Se référant à sa pièce 1, A______ SA a fait valoir que la redevance de gérance pour le mois d'octobre 2022, faisant l'objet du poste 3 du commandement de payer, avait d'ores et déjà été payée le 24 novembre 2022. Se référant à sa pièce 2, elle a allégué que les deux montants de 2'000 fr. faisant l'objet des postes 1 et 2 du commandement de payer n'étaient pas dus, dans la mesure où les parties s'étaient mises d'accord "pour réduire le montant du loyer en raison de travaux" effectués dans le café-restaurant. Au surplus, elle a déclaré compenser l'ensemble des montants réclamés avec ses propres créances envers B______ SARL à hauteur de 4'452 fr. 15 (montant "versé le 25 janvier 2022 en lien avec les travaux") et de 2'728 fr. 95 (montant mentionné dans sa pièce 3).

Le Tribunal a gardé la cause à juger à l'issue de l'audience.

g. Dans le jugement entrepris, le Tribunal a retenu que les pièces produites par B______ SARL valaient titre de mainlevée provisoire pour les sommes déduites en poursuite. De son côté, A______ SA n'avait fait valoir aucun moyen libératoire susceptible de faire échec au prononcé de la mainlevée. Les pièces 1 et 2 cit. étaient dénuées de force probante, dans la mesure où il s'agissait d'un décompte et d'un courrier émanant de la poursuivie elle-même. L'exception de compensation soulevée par A______ SA était également inopérante. En effet, le montant de 4'452 fr. 15 ne ressortait pas des pièces produites et le montant de 2'728 fr. 95, évoqué dans la pièce 3 cit., s'inscrivait dans le cadre d'un remboursement de charges que la poursuivie n'avait pas explicité et que le Tribunal n'était pas en mesure d'appréhender.

EN DROIT

1.1 S'agissant d'une procédure de mainlevée, seule la voie du recours est ouverte (art. 319 let. a et 309 let. b ch. 3 CPC). La procédure sommaire s'applique (art. 251 let. a CPC).

Aux termes de l'art. 321 al. 1 et 2 CPC, le recours, écrit et motivé, doit être introduit auprès de l'instance de recours dans les dix jours à compter de la notification de la décision motivée, pour les décisions prises en procédure sommaire.

En l'espèce, interjeté dans le délai et selon la forme prescrits par la loi, le recours est recevable.

1.2 Dans le cadre d'un recours, le pouvoir d'examen de la Cour est limité à la violation du droit et à la constatation manifestement inexacte des faits (art. 320 CPC).

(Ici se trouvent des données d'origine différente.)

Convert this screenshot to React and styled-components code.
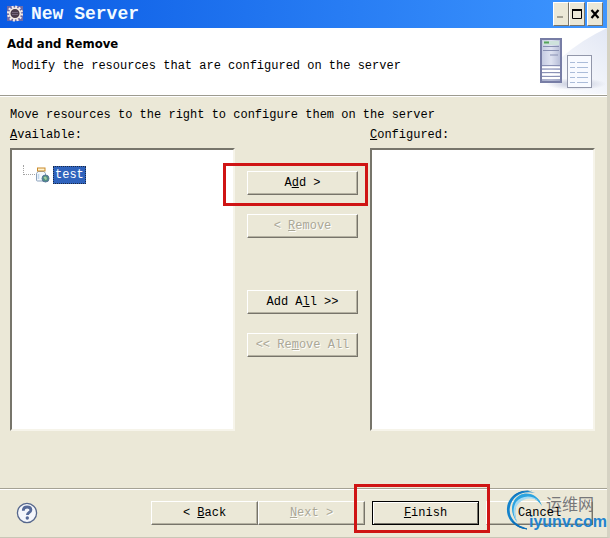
import React, { useState } from "react";
import styled, { createGlobalStyle, css } from "styled-components";

const App = () => {
  const [selected, setSelected] = useState("test");

  return (
    <>
      <GlobalStyle />
      <Window>
        <TitleBar>
          <GearIcon />
          <Title>New Server</Title>
          <Caption>
            <CaptionButton aria-label="Minimize">
              <svg width="12" height="12" viewBox="0 0 12 12">
                <path d="M2 9h6" stroke="#a5a294" strokeWidth="2" />
              </svg>
            </CaptionButton>
            <CaptionButton aria-label="Maximize">
              <svg width="12" height="12" viewBox="0 0 12 12">
                <path d="M1.5 2v8.5h9V2" stroke="#000" fill="none" />
                <path d="M1 2h10" stroke="#000" strokeWidth="2" />
              </svg>
            </CaptionButton>
            <CaptionButton aria-label="Close" $gap>
              <svg width="12" height="12" viewBox="0 0 12 12">
                <path d="M2.5 2l7 8M9.5 2l-7 8" stroke="#000" strokeWidth="2.2" />
              </svg>
            </CaptionButton>
          </Caption>
        </TitleBar>

        <Header>
          <HeaderText>
            <Heading>Add and Remove</Heading>
            <SubText>Modify the resources that are configured on the server</SubText>
          </HeaderText>
          <ServerArt />
        </Header>

        <Content>
          <Message>Move resources to the right to configure them on the server</Message>
          <Columns>
            <Column>
              <ListLabel id="available">
                <u>A</u>vailable:
              </ListLabel>
              <ListBox role="tree" aria-labelledby="available">
                <TreeRow>
                  <TreeLine />
                  <JarIcon />
                  <TreeItem
                    role="treeitem"
                    $selected={selected === "test"}
                    onClick={() => setSelected("test")}
                  >
                    test
                  </TreeItem>
                </TreeRow>
              </ListBox>
            </Column>
            <Actions>
              <Button>
                A<u>d</u>d &gt;
                <Highlight $top={-9} $right={-11} $bottom={-12} $left={-25} />
              </Button>
              <Button disabled>
                &lt; <u>R</u>emove
              </Button>
              <Spacer />
              <Button>
                Add A<u>l</u>l &gt;&gt;
              </Button>
              <Button disabled>
                &lt;&lt; Re<u>m</u>ove All
              </Button>
            </Actions>
            <Column>
              <ListLabel id="configured">
                <u>C</u>onfigured:
              </ListLabel>
              <ListBox role="tree" aria-labelledby="configured" />
            </Column>
          </Columns>
        </Content>

        <Footer>
          <HelpButton aria-label="Help">
            <HelpIcon />
          </HelpButton>
          <Wizard>
            <Button>
              &lt; <u>B</u>ack
            </Button>
            <Button disabled>
              <u>N</u>ext &gt;
            </Button>
          </Wizard>
          <Wizard $raised>
            <Button $primary>
              <u>F</u>inish
              <Highlight $top={-18} $right={-12} $bottom={-9} $left={-19} />
            </Button>
          </Wizard>
          <Wizard>
            <Button $flat>
              <ButtonLabel>Cancel</ButtonLabel>
            </Button>
            <Watermark>
              <Swirl />
              <MarkText>
                <MarkName>运维网</MarkName>
                <MarkSite>iyunv.com</MarkSite>
              </MarkText>
            </Watermark>
          </Wizard>
        </Footer>
      </Window>
    </>
  );
};

export default App;

const GearIcon = () => (
  <svg width="18" height="18" viewBox="0 0 18 18">
    <rect x="1" y="1" width="16" height="15" fill="#6d6aa8" />
    <circle cx="9" cy="8.5" r="6.8" fill="none" stroke="#f4ece6" strokeWidth="2.4" strokeDasharray="2 1.56" />
    <circle cx="9" cy="8.5" r="5.3" fill="#4a3b4c" stroke="#f4ece6" strokeWidth="1.5" />
    <path d="M6 7.5h6M6 9.5h6" stroke="#74667c" />
  </svg>
);

const JarIcon = () => (
  <svg width="15" height="16" viewBox="0 0 15 16">
    <path d="M3 4.5h6l1.5 2V13q0 1-1 1h-7q-1 0-1-1V6.5z" fill="#f3f8fd" stroke="#8ca3bd" />
    <rect x="2.5" y="1" width="7.5" height="3" fill="#fff3d0" stroke="#c98a2b" />
    <path d="M3.5 7v5" stroke="#c3d8ec" strokeWidth="1.5" />
    <circle cx="10.5" cy="11.5" r="3.5" fill="#4f8f83" stroke="#58739b" />
    <path d="M8.5 10.5q2-2 3 0t-1 2.5" fill="#a4cba0" />
  </svg>
);

const HelpIcon = () => (
  <svg width="22" height="22" viewBox="0 0 22 22">
    <circle cx="11" cy="11" r="9.6" fill="#f4f6fb" stroke="#56678c" strokeWidth="1.3" />
    <path d="M7.3 8.8q0-3.8 3.8-3.8t3.8 3q0 1.5-1.8 2.5-1.7 1-1.7 2.6" fill="none" stroke="#566a98" strokeWidth="2.8" />
    <circle cx="11.3" cy="16" r="1.7" fill="#566a98" />
  </svg>
);

const ServerArt = () => (
  <svg width="75" height="66" viewBox="0 0 75 66">
    <defs>
      <linearGradient id="beam" x1="0" y1="1" x2="1" y2="0">
        <stop offset="0.1" stopColor="#fff" />
        <stop offset="1" stopColor="#e2e7f4" />
      </linearGradient>
      <linearGradient id="tower" x1="0" y1="0" x2="1" y2="0">
        <stop offset="0" stopColor="#c3c9e0" />
        <stop offset="0.5" stopColor="#dfe3f1" />
        <stop offset="1" stopColor="#b4bbd6" />
      </linearGradient>
      <radialGradient id="shade">
        <stop offset="0.3" stopColor="#cfd3e2" />
        <stop offset="1" stopColor="#cfd3e2" stopOpacity="0" />
      </radialGradient>
    </defs>
    <path d="M0 66Q24 24 75 0V66z" fill="url(#beam)" />
    <ellipse cx="44" cy="56" rx="30" ry="6" fill="url(#shade)" />
    <rect x="9" y="11" width="20" height="43" fill="url(#tower)" stroke="#777da5" strokeWidth="2" />
    <rect x="11" y="13" width="16" height="4" fill="#cee2dc" />
    <path d="M12 14.5h5" stroke="#55a35b" strokeWidth="2" />
    <path d="M11 18.5h16M11 22.5h16M18 27h8" stroke="#8890b2" />
    <path d="M10 39.5h18M10 43h18M10 46.5h18M10 50h18" stroke="#fff" strokeWidth="2" />
    <path d="M10 37.5h18M10 41h18M10 44.5h18M10 48.5h18M10 52h18" stroke="#8a91b5" />
    <rect x="35.5" y="27.5" width="24" height="32" fill="#f8faff" stroke="#9297aa" />
    <path d="M38 34.5h5M45 34.5h11M38 39.5h5M45 39.5h11M38 44.5h5M45 44.5h11M38 49.5h5M45 49.5h11M38 54.5h5M45 54.5h11" stroke="#abbcd9" />
  </svg>
);

const Swirl = () => (
  <svg width="38" height="40" viewBox="0 0 38 40">
    <path d="M29 3C16-3 2 5 1 18c-1 11 7 19 18 21C9 34 2 27 4 17 6 6 17 0 29 3z" fill="#1583cb" />
    <path d="M36 16C33 5 22 1 14 5 5 10 3 22 11 32 8 24 8 14 15 9 22 5 31 8 36 16z" fill="#2ba3df" />
    <path d="M33 11C25 4 15 6 10 12c-4 7-3 15 2 21-4-7-4-15 1-20 5-5 13-6 20-2z" fill="#a4daf3" />
    <path d="M27 1C18-1 9 2 5 9 11 3 19 0 27 1z" fill="#0b6db8" />
    <path d="M6 31q5 7 15 8-8-2-15-8z" fill="#0b6db8" stroke="#0b6db8" />
  </svg>
);

const GlobalStyle = createGlobalStyle`
  * {
    box-sizing: border-box;
  }
  body {
    margin: 0;
    background: #ebe8d7;
    color: #000;
    font-family: "Liberation Mono", "Noto Sans CJK SC", monospace;
    font-size: 12px;
    line-height: 16px;
  }
`;

const Window = styled.div`
  display: flex;
  flex-direction: column;
  min-height: 100vh;
  overflow: hidden;
  border-right: 3px solid #d5d2c3;
  border-bottom: 1px solid #c9c6b6;
`;

const TitleBar = styled.div`
  display: flex;
  align-items: center;
  height: 28px;
  padding: 0 4px 0 6px;
  gap: 7px;
  background: linear-gradient(90deg, #0a5be4, #3e96ff);
`;

const Title = styled.div`
  flex: 1;
  color: #f2fbff;
  font-size: 18px;
  font-weight: 700;
`;

const Caption = styled.div`
  display: flex;
`;

const CaptionButton = styled.button`
  display: flex;
  align-items: center;
  justify-content: center;
  width: 16px;
  height: 24px;
  padding: 0;
  margin-left: ${({ $gap }) => ($gap ? "2px" : "0")};
  background: #ebe8d7;
  border: 1px solid;
  border-color: #fff #77746a #77746a #fff;
`;

const Header = styled.div`
  display: flex;
  justify-content: space-between;
  height: 68px;
  background: #fff;
  border-bottom: 1px solid #9d9b90;
`;

const HeaderText = styled.div`
  padding: 8px 0 0 7px;
`;

const Heading = styled.h1`
  margin: 0;
  font-family: "DejaVu Sans Condensed", "DejaVu Sans", sans-serif;
  font-size: 13px;
  font-weight: 700;
  line-height: 16px;
`;

const SubText = styled.p`
  margin: 6px 0 0 5px;
`;

const Content = styled.div`
  display: flex;
  flex: 1;
  flex-direction: column;
  padding: 10px 12px 57px 10px;
  border-top: 1px solid #fff;
`;

const Message = styled.p`
  margin: 0 0 4px;
`;

const Columns = styled.div`
  display: flex;
  flex: 1;
  gap: 12px;
`;

const Column = styled.div`
  display: flex;
  flex: 1;
  flex-direction: column;
`;

const ListLabel = styled.div`
  height: 21px;
`;

const ListBox = styled.div`
  flex: 1;
  min-height: 120px;
  padding: 15px 11px;
  background: #fff;
  border: 2px solid;
  border-color: #77756b #f6f4ea #f6f4ea #77756b;
`;

const TreeRow = styled.div`
  display: flex;
  align-items: center;
`;

const TreeLine = styled.span`
  width: 12px;
  height: 10px;
  margin-bottom: 9px;
  border: 1px dotted #a3a3a3;
  border-width: 0 0 1px 1px;
`;

const TreeItem = styled.span`
  margin-left: 3px;
  padding: 0 1px;
  border: 1px dotted transparent;
  ${({ $selected }) =>
    $selected &&
    css`
      background: #2f63bd;
      border-color: #1c2a45;
      color: #fff;
    `}
`;

const Actions = styled.div`
  display: flex;
  flex-direction: column;
  width: 111px;
  gap: 19px;
  padding-top: 44px;
`;

const Spacer = styled.div`
  height: 14px;
`;

const Button = styled.button`
  position: ${({ $flat }) => ($flat ? "static" : "relative")};
  width: 100%;
  height: 24px;
  padding: 0;
  background: #ebe8d7;
  border: 1px solid;
  border-color: #fff #77746a #77746a #fff;
  box-shadow: inset -1px -1px #b5b2a2;
  color: #000;
  font: inherit;
  white-space: pre;

  &:disabled {
    color: #aaa797;
    text-shadow: 1px 1px #fff;
  }

  ${({ $primary }) =>
    $primary &&
    css`
      border-color: #000;
      box-shadow: inset 1px 1px #fff, inset -1px -1px #77746a;
    `}
`;

const ButtonLabel = styled.span`
  position: relative;
  z-index: 1;
`;

const Highlight = styled.span`
  position: absolute;
  top: ${({ $top }) => $top}px;
  right: ${({ $right }) => $right}px;
  bottom: ${({ $bottom }) => $bottom}px;
  left: ${({ $left }) => $left}px;
  border: 3px solid #cf1414;
  pointer-events: none;
`;

const Footer = styled.div`
  display: flex;
  align-items: center;
  height: 49px;
  padding: 0 14px 0 16px;
  border-top: 1px solid #a5a294;
  box-shadow: inset 0 1px #fff;
`;

const HelpButton = styled.button`
  display: flex;
  margin-right: auto;
  padding: 0;
  border: 0;
  background: none;
`;

const Wizard = styled.div`
  position: relative;
  z-index: ${({ $raised }) => ($raised ? 1 : 0)};
  display: flex;
  margin-left: 7px;

  ${Button} {
    width: 107px;
  }
`;

const Watermark = styled.div`
  position: absolute;
  top: -11px;
  left: 20px;
  display: flex;
  pointer-events: none;
`;

const MarkText = styled.div`
  display: flex;
  flex-direction: column;
  margin: 4px 0 0 -15px;
`;

const MarkName = styled.span`
  padding-left: 17px;
  color: #77777a;
  font-family: "Noto Sans CJK SC", sans-serif;
  font-size: 16px;
  line-height: 18px;
`;

const MarkSite = styled.span`
  color: #2183cf;
  font-family: "Liberation Sans", sans-serif;
  font-size: 16px;
  font-weight: 700;
  line-height: 20px;
`;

1.3 Le recours étant instruit en procédure sommaire, la preuve des faits allégués doit être apportée par titres (art. 254 CPC). Les maximes des débats et de disposition s'appliquent (art. 55 al. 1, 255 let. a a contrario et art. 58 al. 1 CPC).

1.4 Les conclusions, les allégations de faits et les preuves nouvelles sont irrecevables devant l'autorité de recours (art. 326 al. 1 CPC).

Il suit de là que les faits nouveaux, les pièces nouvelles et l'offre de preuve nouvelle (audition de C______) dont la recourante se prévaut devant la Cour sont irrecevables. Il en va de même des conclusions nouvelles qu'elle a formulées dans son acte de recours.

2. La recourante fait grief au Tribunal d'avoir considéré qu'elle n'avait fait valoir aucun moyen libératoire susceptible de faire échec au prononcé de la mainlevée.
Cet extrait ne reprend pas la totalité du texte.